The goal of Principal Component Analysis (PCA) is to find the **direction (or vector)** in the feature space that maximizes the variance of the projected data points. In mathematical terms, we want to find the vector $( \mathbf{w} )$ (also called the principal component direction) that maximizes the variance in the data.

#### Objective:
Maximize the variance along a direction $( \mathbf{w} )$ subject to the constraint that $( \mathbf{w} )$ is a unit vector (to avoid scaling issues). This can be framed as the following optimization problem:

$[
\max_{\mathbf{w}} \quad \mathbf{w}^\top S \mathbf{w} \quad \text{subject to} \quad \mathbf{w}^\top \mathbf{w} = 1
]$

Where:
- $( S )$ is the covariance matrix of the dataset.
- $( \mathbf{w} )$ is the direction we are looking for (the principal component).
- $( \mathbf{w}^\top S \mathbf{w} )$ represents the variance along the direction $( \mathbf{w} )$.
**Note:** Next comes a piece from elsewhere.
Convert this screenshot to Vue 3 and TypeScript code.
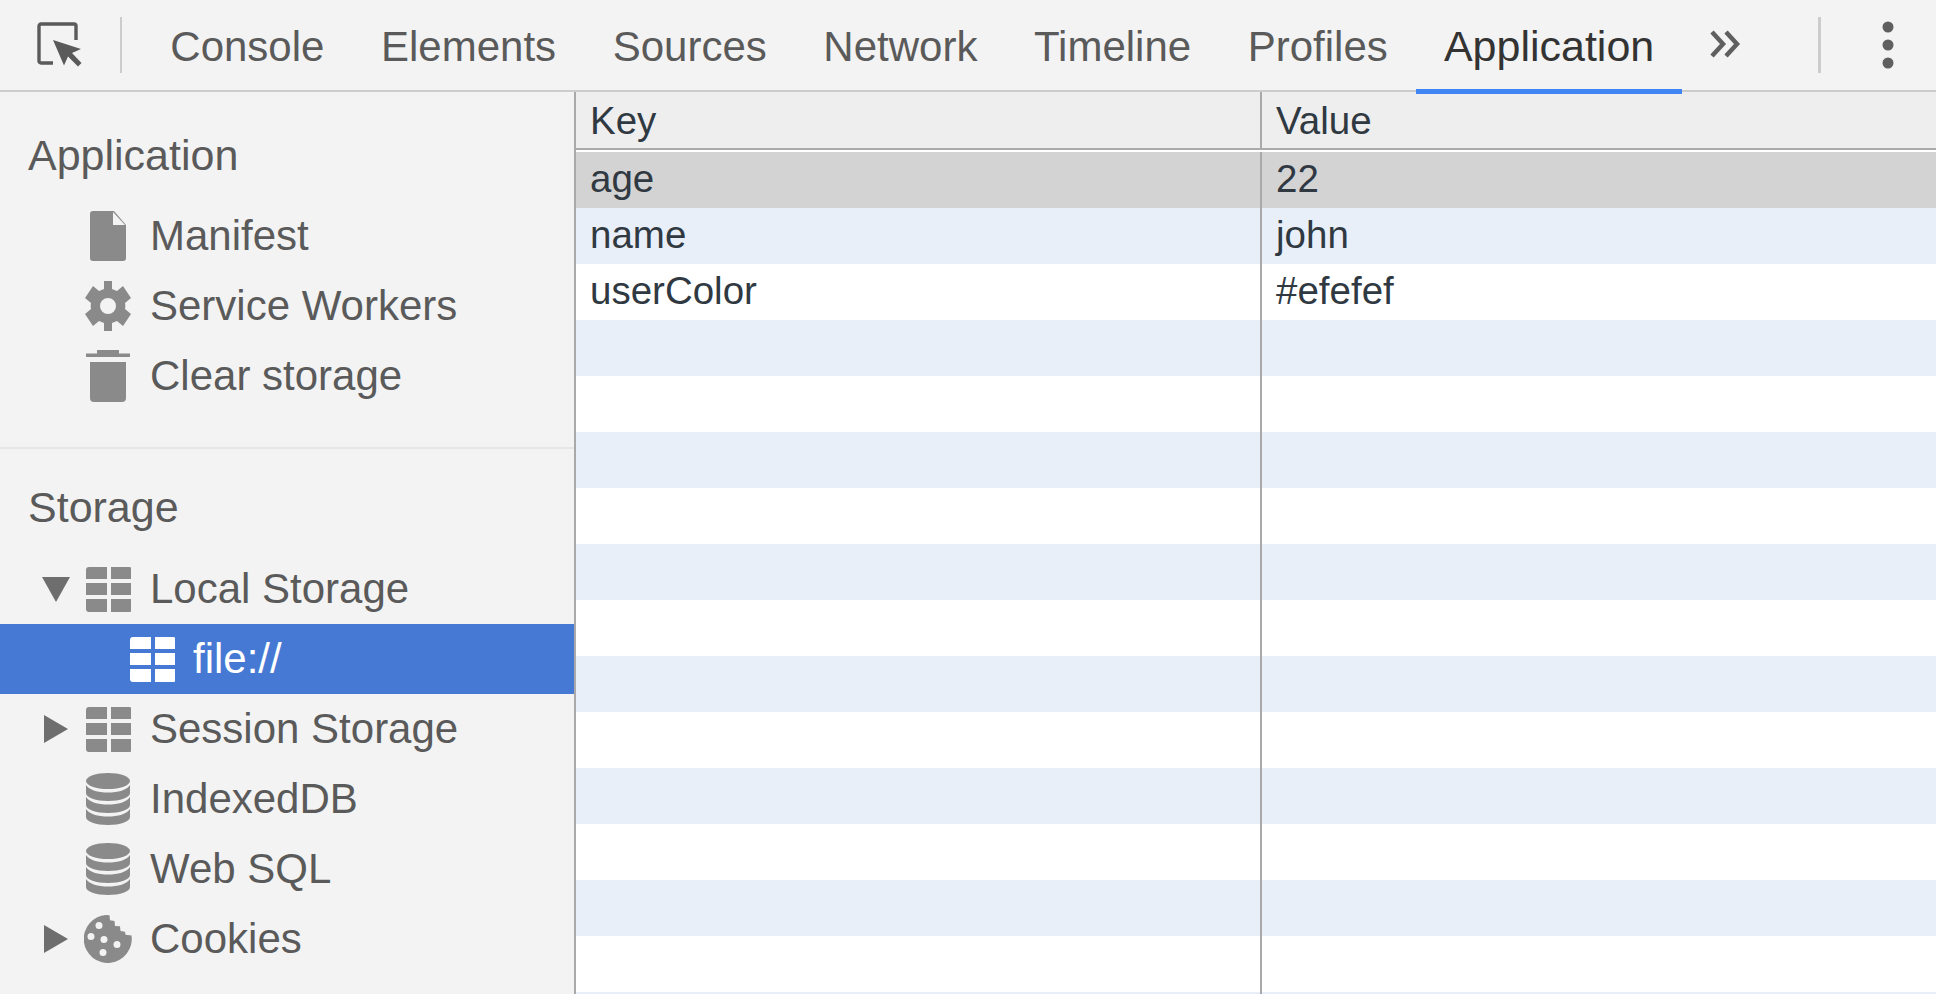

### Step 2: **Using Lagrange Multipliers**

To solve this constrained optimization problem, we use **Lagrange multipliers**. The Lagrangian function for this optimization is:

$[
\mathcal{L}(\mathbf{w}, \lambda) = \mathbf{w}^\top S \mathbf{w} - \lambda (\mathbf{w}^\top \mathbf{w} - 1)
]$

Where $( \lambda )$ is the Lagrange multiplier associated with the constraint $( \mathbf{w}^\top \mathbf{w} = 1 )$.

### Step 3: **Taking the Derivative**

Next, we take the derivative of the Lagrangian function with respect to $( \mathbf{w} )$ and set it equal to zero to find the extremum:

$[
\frac{\partial \mathcal{L}}{\partial \mathbf{w}} = 2S\mathbf{w} - 2\lambda \mathbf{w} = 0
]$

Simplifying:

$[
S\mathbf{w} = \lambda \mathbf{w}
]$

This is an **eigenvalue equation**.

### Step 4: **Eigenvalue Equation**

The equation $( S\mathbf{w} = \lambda \mathbf{w} )$ is the **standard eigenvalue equation**:

$[
A \mathbf{v} = \lambda \mathbf{v}
]$

Where:
- $( A = S )$ (the covariance matrix).
- $( \mathbf{v} = \mathbf{w} )$ (the vector we are solving for).
- $( \lambda )$ is the eigenvalue (which corresponds to the variance along that direction).

### Step 5: **Connecting to Eigenvectors and Eigenvalues**

From the eigenvalue equation $( S\mathbf{w} = \lambda \mathbf{w} )$, we can immediately recognize the following:

- The vector $( \mathbf{w} )$ is an **eigenvector** of the covariance matrix $( S )$, because it satisfies the equation $( S\mathbf{w} = \lambda \mathbf{w} )$.
- The scalar $( \lambda )$ is the corresponding **eigenvalue**, which in the context of PCA represents the variance captured by that eigenvector (or principal component).

### Step 6: **Conclusion**

Thus, we have derived that:
- The vector $( \mathbf{w} )$ that maximizes the variance in the data (the principal component direction) is an **eigenvector** of the covariance matrix $( S )$.
- The associated eigenvalue $( \lambda )$ tells us the **variance** (or amount of information) captured along that direction.

### Final Thoughts

In summary, the process works like this:
- The optimization problem for PCA seeks the direction in the feature space that maximizes the variance of the data.
- By solving the optimization problem with Lagrange multipliers, we arrive at the **eigenvalue equation**.
- The solutions to this equation (i.e., the vectors $( \mathbf{w} )$) are the **eigenvectors** of the covariance matrix, and the corresponding values $( \lambda )$ are the **eigenvalues**.
- These eigenvectors correspond to the **principal components** of the data, and the eigenvalues tell us how much variance each principal component captures.